What I think he is telling us gets not only at who he is but at who we are called to be, too. It amounts to a reversal of all our ideas about power, especially considering the way ancient warfare was practiced. In many places in the ancient world, victorious warriors routinely drank the blood of those they conquered. In telling us to eat his flesh and drink his blood, Jesus turns that equation upside down.  Here we have a Messiah, a king, telling us to drink his blood.  He’s not asking us to risk our lives for him.  He’s risking his life for us.

In the second century, Tertullian famously said, “The blood of the martyrs is the seed of the church.”  The Christian word “martyr” literally means “witness”. The people we call martyrs are witnesses to a deep truth about Jesus, God, and us. God became one of us in Jesus. Jesus put his life at risk for us. Christianity is not only about loving your neighbor and trying to be good.  Christianity is about this deep, mysterious truth at the heart of the universe.  The one at the center of creation actually risks everything for us. Power—in its pretentious, inflated, pomposity—power is not the operating principle of the universe. Love—in its vulnerable, self-giving, compassionate mystery—is.

Jonathan Daniels was the 28th civil rights worker killed in the earlier days of the movement.  He was neither the first nor the last martyr in the cause of racial justice.  In recent years, months, and days we have seen other martyrs who have put their lives at risk on our behalf:  the nine women and men killed in Charleston most obviously come to mind.  But so do Trayvon Martin, Michael Brown, Sandra Bland and others.  The one we have come to know in Jesus keeps coming back among us in the person of these witnesses. And yet we seem not ever to recognize him.

We are also observing a second fiftieth anniversary this week: the Watts riots in my home city of Los Angeles.  From August 11 to 17, 1965 the city erupted in violence that began when a young black man, Marquette Frye, was pulled over for reckless driving. The incident grew into six days of violence covering 46 square miles of the city.  When it was all over, 34 people were dead.

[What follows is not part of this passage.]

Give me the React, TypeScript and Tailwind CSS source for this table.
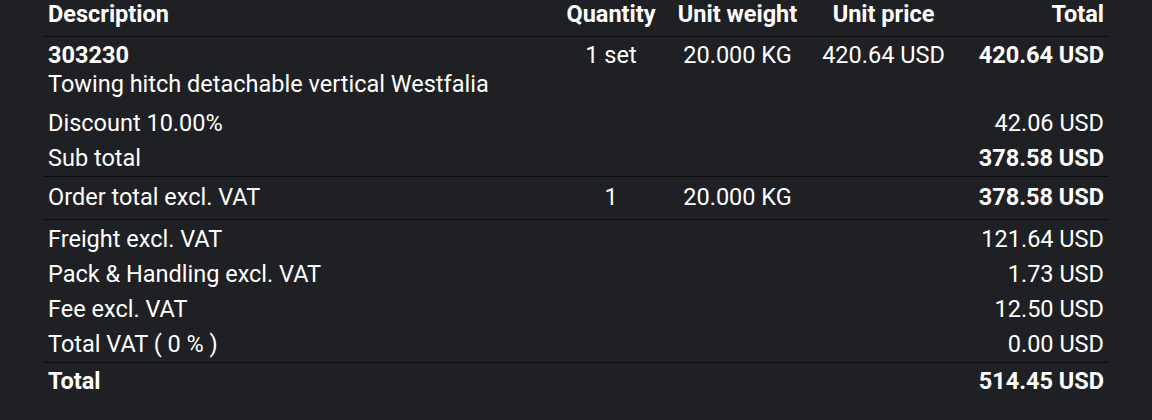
const rows = [
  { label: "Discount 10.00%", total: "42.06 USD" },
  { label: "Sub total", total: "378.58 USD", bold: true, line: true },
];

const fees = [
  { label: "Freight excl. VAT", total: "121.64 USD", first: true },
  { label: "Pack & Handling excl. VAT", total: "1.73 USD" },
  { label: "Fee excl. VAT", total: "12.50 USD" },
  { label: "Total VAT ( 0 % )", total: "0.00 USD", line: true },
];

export default function App() {
  return (
    <div
      className="h-[420px] w-full bg-[#1f2023] px-[44px] text-white"
      style={{ fontFamily: "Roboto, 'Noto Sans', sans-serif" }}
    >
      <table className="w-full table-fixed border-collapse text-[23.5px] leading-[29px]">
        <colgroup>
          <col />
          <col className="w-[96px]" />
          <col className="w-[157px]" />
          <col className="w-[135px]" />
          <col className="w-[157px]" />
        </colgroup>
        <thead>
          <tr className="border-b border-[#0d0d0f] font-bold">
            <th className="px-1 pt-0 pb-[7px] text-left">Description</th>
            <th className="px-0 pt-0 pb-[7px] text-center">Quantity</th>
            <th className="px-0 pt-0 pb-[7px] text-center">Unit weight</th>
            <th className="px-0 pt-0 pb-[7px] text-center">Unit price</th>
            <th className="px-1 pt-0 pb-[7px] text-right">Total</th>
          </tr>
        </thead>
        <tbody>
          <tr className="align-top">
            <td className="px-1 pt-1 pb-[7px]">
              <div className="font-bold">303230</div>
              <div>Towing hitch detachable vertical Westfalia</div>
            </td>
            <td className="pt-1 text-center">1 set</td>
            <td className="pt-1 text-center">20.000 KG</td>
            <td className="pt-1 text-center">420.64 USD</td>
            <td className="px-1 pt-1 text-right font-bold">420.64 USD</td>
          </tr>
          {rows.map((r) => (
            <tr
              key={r.label}
              className={r.line ? "border-b border-[#0d0d0f]" : ""}
            >
              <td className="px-1 py-[3px]">{r.label}</td>
              <td />
              <td />
              <td />
              <td
                className={
                  r.bold
                    ? "px-1 py-[3px] text-right font-bold"
                    : "px-1 py-[3px] text-right"
                }
              >
                {r.total}
              </td>
            </tr>
          ))}
          <tr className="border-b border-[#0d0d0f]">
            <td className="px-1 pt-[6px] pb-[7px]">Order total excl. VAT</td>
            <td className="pt-[6px] pb-[7px] text-center">1</td>
            <td className="pt-[6px] pb-[7px] text-center">20.000 KG</td>
            <td />
            <td className="px-1 pt-[6px] pb-[7px] text-right font-bold">
              378.58 USD
            </td>
          </tr>
          {fees.map((f) => (
            <tr
              key={f.label}
              className={f.line ? "border-b border-[#0d0d0f]" : ""}
            >
              <td className={f.first ? "px-1 pt-[5px] pb-[3px]" : "px-1 py-[3px]"}>
                {f.label}
              </td>
              <td />
              <td />
              <td />
              <td
                className={
                  f.first
                    ? "px-1 pt-[5px] pb-[3px] text-right"
                    : "px-1 py-[3px] text-right"
                }
              >
                {f.total}
              </td>
            </tr>
          ))}
          <tr className="font-bold">
            <td className="px-1 pt-1 pb-[3px]">Total</td>
            <td />
            <td />
            <td />
            <td className="px-1 pt-1 pb-[3px] text-right">514.45 USD</td>
          </tr>
        </tbody>
      </table>
    </div>
  );
}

In 1965 we were saddened when people like Jonathan Daniels (or James Chaney, Andrew Goodman, and Michael Schwerner a year earlier, or Medgar Evers a year before that) were murdered, but we were not particularly surprised. That was the south. But when Los Angeles erupted in rage and violence many (especially whites) were shocked. Los Angeles was considered at the time as the most hospitable U.S. city for African Americans to live in. Reports at the time always referred to the suburban-looking “wide tree-lined streets” of Watts. The racial injustice in Alabama was obvious. The racial injustice in California (and later Michigan, Massachusetts, and even the District of Columbia) was harder to see.

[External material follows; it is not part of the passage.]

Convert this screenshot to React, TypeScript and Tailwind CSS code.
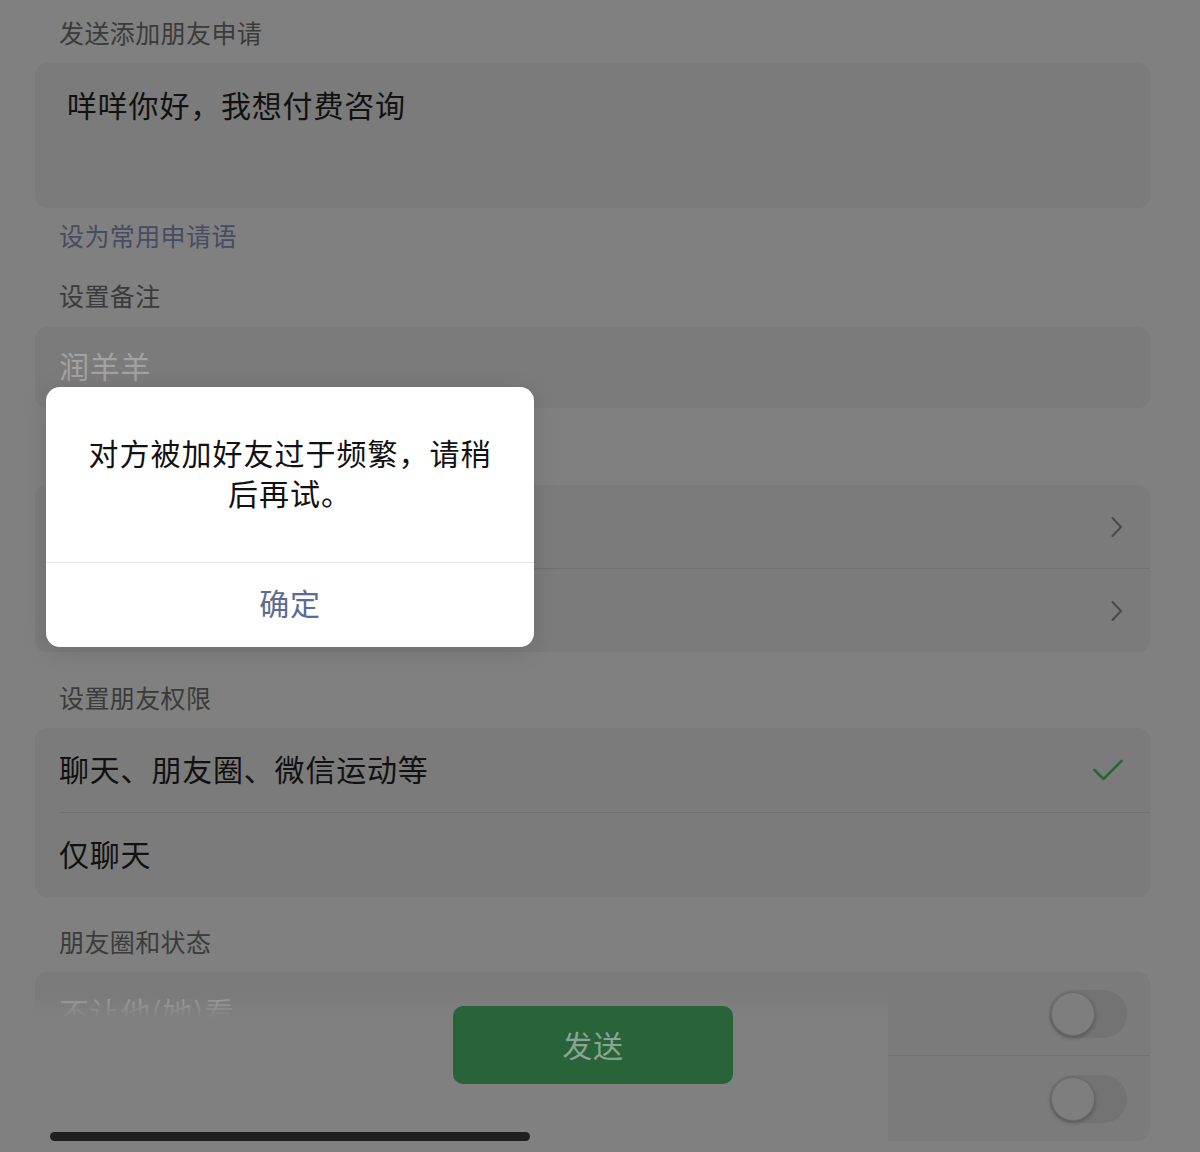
import React from "react";

const FONT = { fontFamily: '"Noto Sans CJK SC", "Noto Sans", sans-serif' };

function Label({ children, pt = "pt-[33px]", pb = "pb-[19px]", className = "text-[#3b3b3b]" }: { children?: React.ReactNode; pt?: string; pb?: string; className?: string }) {
  return <div className={`${pt} ${pb} h-[25px] box-content pl-[24px] text-[25px] leading-[25px] tracking-[0.4px] ${className}`}>{children}</div>;
}

function Chevron() {
  return (
    <svg width="12" height="20" viewBox="0 0 12 20" fill="none">
      <path d="M1.5 1 L10 10 L1.5 19" stroke="#4a4a4a" strokeWidth="2" strokeLinecap="round" strokeLinejoin="round" />
    </svg>
  );
}

function Toggle() {
  return (
    <div className="flex h-[48px] w-[78px] items-center rounded-full bg-[#737373] p-[2px]">
      <div className="h-[44px] w-[44px] rounded-full border border-[#6a6a6a] bg-[#7e7e7e] shadow-[0_2px_4px_rgba(0,0,0,0.25)]" />
    </div>
  );
}

function Divider() {
  return <div className="ml-[24px] h-px bg-[#717171]" />;
}

export default function App() {
  return (
    <div className="relative h-[1152px] w-[1200px] overflow-hidden bg-[#808080]" style={FONT}>
      <div className="pl-[35px] pr-[50px]">
        <Label pt="pt-[20px]" pb="pb-[18px]">发送添加朋友申请</Label>
        <div className="h-[145px] rounded-[12px] bg-[#7b7b7b] pl-[32px] pt-[26px] text-[30px] leading-[30px] tracking-[0.8px] text-[#111]">
          咩咩你好，我想付费咨询
        </div>

        <Label pt="pt-[15px]" pb="pb-[2px]" className="text-[#464c62]">设为常用申请语</Label>
        <Label pt="pt-[33px]" pb="pb-[19px]">设置备注</Label>
        <div className="flex h-[81px] items-center rounded-[12px] bg-[#7b7b7b] pb-[4px] pl-[24px] text-[30px] tracking-[0.8px] text-[#a2a2a2]">
          润羊羊
        </div>

        <Label />
        <div className="rounded-[12px] bg-[#7b7b7b]">
          <div className="flex h-[83px] items-center justify-end pr-[27px]">
            <Chevron />
          </div>
          <Divider />
          <div className="flex h-[83px] items-center justify-end pr-[27px]">
            <Chevron />
          </div>
        </div>

        <Label pb="pb-[18px]">设置朋友权限</Label>
        <div className="rounded-[12px] bg-[#7b7b7b]">
          <div className="flex h-[84px] items-center justify-between pl-[24px] pr-[27px] text-[30px] tracking-[0.8px] text-[#111]">
            <span className="pb-[4px]">聊天、朋友圈、微信运动等</span>
            <svg width="30" height="22" viewBox="0 0 30 22" fill="none">
              <path d="M1.5 11 L10.5 20 L28.5 2" stroke="#2b6639" strokeWidth="2.6" strokeLinecap="round" strokeLinejoin="round" />
            </svg>
          </div>
          <Divider />
          <div className="flex h-[84px] items-center pb-[4px] pl-[24px] text-[30px] tracking-[0.8px] text-[#111]">仅聊天</div>
        </div>

        <Label pt="pt-[32px]" pb="pb-[18px]">朋友圈和状态</Label>
        <div className="rounded-[12px] bg-[#7b7b7b]">
          <div className="flex h-[83px] items-center justify-between pl-[24px] pr-[23px] text-[30px] tracking-[0.8px] text-[#9e9e9e]">
            <span className="pb-[4px]">不让他(她)看</span>
            <Toggle />
          </div>
          <Divider />
          <div className="flex h-[85px] items-center justify-between pl-[24px] pr-[23px] text-[30px] tracking-[0.8px] text-[#9e9e9e]">
            <span className="pb-[4px]">不看他(她)</span>
            <Toggle />
          </div>
        </div>
      </div>

      {/* bottom bar over the list */}
      <div className="absolute bottom-0 left-0 top-[998px] w-[888px] bg-[linear-gradient(to_bottom,rgba(128,128,128,0.15),#808080_20px)]">
        <div className="ml-[453px] mt-[8px] flex h-[78px] w-[280px] items-center justify-center rounded-[10px] bg-[#28633a] pb-[2px] text-[30px] tracking-[0.8px] text-[#8aa592]">
          发送
        </div>
        <div className="ml-[50px] mt-[48px] h-[9px] w-[480px] rounded-full bg-[#1f1f1f]" />
      </div>

      {/* alert */}
      <div className="absolute left-[46px] top-[387px] w-[488px] overflow-hidden rounded-[14px] bg-white shadow-[0_4px_24px_rgba(0,0,0,0.12)]">
        <div className="px-[38px] pb-[50px] pt-[45px] text-center text-[30px] leading-[40px] tracking-[1px] text-[#111]">
          对方被加好友过于频繁，请稍后再试。
        </div>
        <div className="h-px bg-[#e6e6e6]" />
        <div className="flex h-[84px] items-center justify-center pb-[6px] text-[30px] tracking-[0.8px] text-[#5a6b95]">确定</div>
      </div>
    </div>
  );
}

Fifty years later, we have yet to learn all the lessons of 1965. We live in a country that has gutted the Voting Rights Act which was bought at the price of the violence and death we are remembering this week. But some things have changed, many for the better. I have been to Alabama twice now, and each time I go there I am impressed (and frankly a bit surprised) at how intentionally the deep south has come to terms with its own history of slavery, Jim Crow laws, segregation, and racial injustice. But when I come back home to the north, I am struck with how we continue to live in a kind of racial fantasy land. Jonathan Daniels was murdered doing civil rights work in the south in 1965. But he could just as easily have been killed working for school busing in Boston in 1975. The killings of unarmed black people happen in southern cities to be sure, but they also happen in Michigan, New York, Maryland, Ohio, and California. Alabama and South Carolina have removed their Confederate battle flags. Some northern institutions have yet to do so.

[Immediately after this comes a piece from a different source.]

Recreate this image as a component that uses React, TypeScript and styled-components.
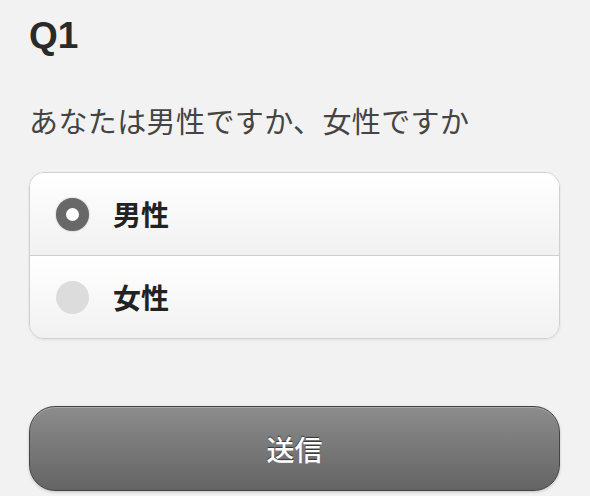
import styled, { createGlobalStyle } from 'styled-components';
import { useState } from 'react';

const GlobalStyle = createGlobalStyle`
  html, body {
    margin: 0;
    padding: 0;
    background: #f2f2f2;
  }
`;

const Page = styled.div`
  width: 590px;
  height: 496px;
  box-sizing: border-box;
  padding: 15px 30px 0 29px;
  font-family: 'Noto Sans CJK JP', 'Liberation Sans', sans-serif;
  background: #f2f2f2;
  overflow: hidden;
`;

const Heading = styled.h1`
  margin: 0;
  font-family: 'Liberation Sans', Arial, sans-serif;
  font-size: 37px;
  line-height: 42px;
  font-weight: 700;
  color: #2a2a2a;
`;

const Question = styled.p`
  margin: 43px 0 0;
  font-size: 29px;
  line-height: 40px;
  color: #444;
  letter-spacing: 0.4px;
`;

const OptionList = styled.div`
  margin-top: 32px;
  border: 1px solid #cfcfcf;
  border-radius: 15px;
  overflow: hidden;
  box-shadow: 0 1px 3px rgba(0, 0, 0, 0.08);
`;

const OptionRow = styled.label<{ $first?: boolean }>`
  display: flex;
  align-items: center;
  height: 82px;
  padding-left: 26px;
  gap: 24px;
  border-top: ${(p) => (p.$first ? 'none' : '1px solid #cfcfcf')};
  background: linear-gradient(#ffffff, #f1f1f1);
  cursor: pointer;
`;

const Radio = styled.span<{ $checked: boolean }>`
  width: 33px;
  height: 33px;
  border-radius: 50%;
  box-sizing: border-box;
  background: ${(p) => (p.$checked ? '#fff' : '#dcdcdc')};
  border: ${(p) => (p.$checked ? '10px solid #686868' : 'none')};
  box-shadow: ${(p) => (p.$checked ? '0 0 2px rgba(0, 0, 0, 0.3)' : 'none')};
  flex-shrink: 0;
`;

const OptionText = styled.span`
  font-size: 28px;
  font-weight: 700;
  color: #222;
`;

const Submit = styled.button`
  display: block;
  width: 100%;
  height: 85px;
  margin-top: 67px;
  border: 1px solid #444;
  border-radius: 26px;
  background: linear-gradient(#8c8c8c, #646464);
  box-shadow: inset 0 1px 0 rgba(255, 255, 255, 0.25), 0 1px 3px rgba(0, 0, 0, 0.2);
  color: #fff;
  font-family: 'Noto Sans CJK JP', sans-serif;
  font-size: 28px;
  font-weight: 500;
  text-shadow: 0 -1px 1px #333;
  cursor: pointer;
`;

const options = ['男性', '女性'];

export default function App() {
  const [selected, setSelected] = useState(0);
  return (
    <>
      <GlobalStyle />
      <Page>
        <Heading>Q1</Heading>
        <Question>あなたは男性ですか、女性ですか</Question>
        <OptionList>
          {options.map((o, i) => (
            <OptionRow key={o} $first={i === 0} onClick={() => setSelected(i)}>
              <Radio $checked={selected === i} />
              <OptionText>{o}</OptionText>
            </OptionRow>
          ))}
        </OptionList>
        <Submit>送信</Submit>
      </Page>
    </>
  );
}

Those who eat my flesh and drink my blood have eternal life, and I will raise them up on the last day; for my flesh is true food and my blood is true drink. Those who eat my flesh and drink my blood abide in me, and I in them. [John 6: 54-56]

 

Those Christians who have died in the service of racial justice—from Jonathan Daniels to Clementa Pinckney—have been strengthened and sustained by the example of Jesus—the one who puts himself at risk for us. We don’t follow one who consumes us. We follow one who offers himself on our behalf. As followers of Jesus, as brothers and sisters of Jonathan Daniels, you and I need today to ask ourselves some hard questions. What are we doing—not out there or down there but up here and in here—to come to terms with our own history of racial injustice, with our own personal, interpersonal, institutional, and cultural racism? Civil rights looked a lot easier when all you had to do was get on a bus and go desegregate a lunch counter in another state. The ongoing work right here is harder and more risky. It asks that we open ourselves up to the questions we would pose to others.

In telling us to eat his flesh and drink his blood, Jesus turns the tables on our usual expectations of what holy figures are supposed to do. He refuses to point the finger at others. He opens himself to the world. In this time and place in America, you and I are being asked to live out that logic in our own lives and work. Jonathan Daniels understood it in his day and offered himself so that our history of slavery, racism, segregation, and oppression might be healed. His life and death ask no less than that you and I do the same--that we put ourselves—our lives, our comfort, our privilege—at risk on behalf of others so that all may live and thrive in an America worthy of its name.

We can’t all be martyrs, but we can all be witnesses. We can offer ourselves in the spirit of Jesus and after the example of Jonathan Daniels. We probably won’t get a saint’s day in the calendar or a bust in the narthex, but the nation we inhabit just might finally begin to live into its promise of justice and equality for all.  Amen.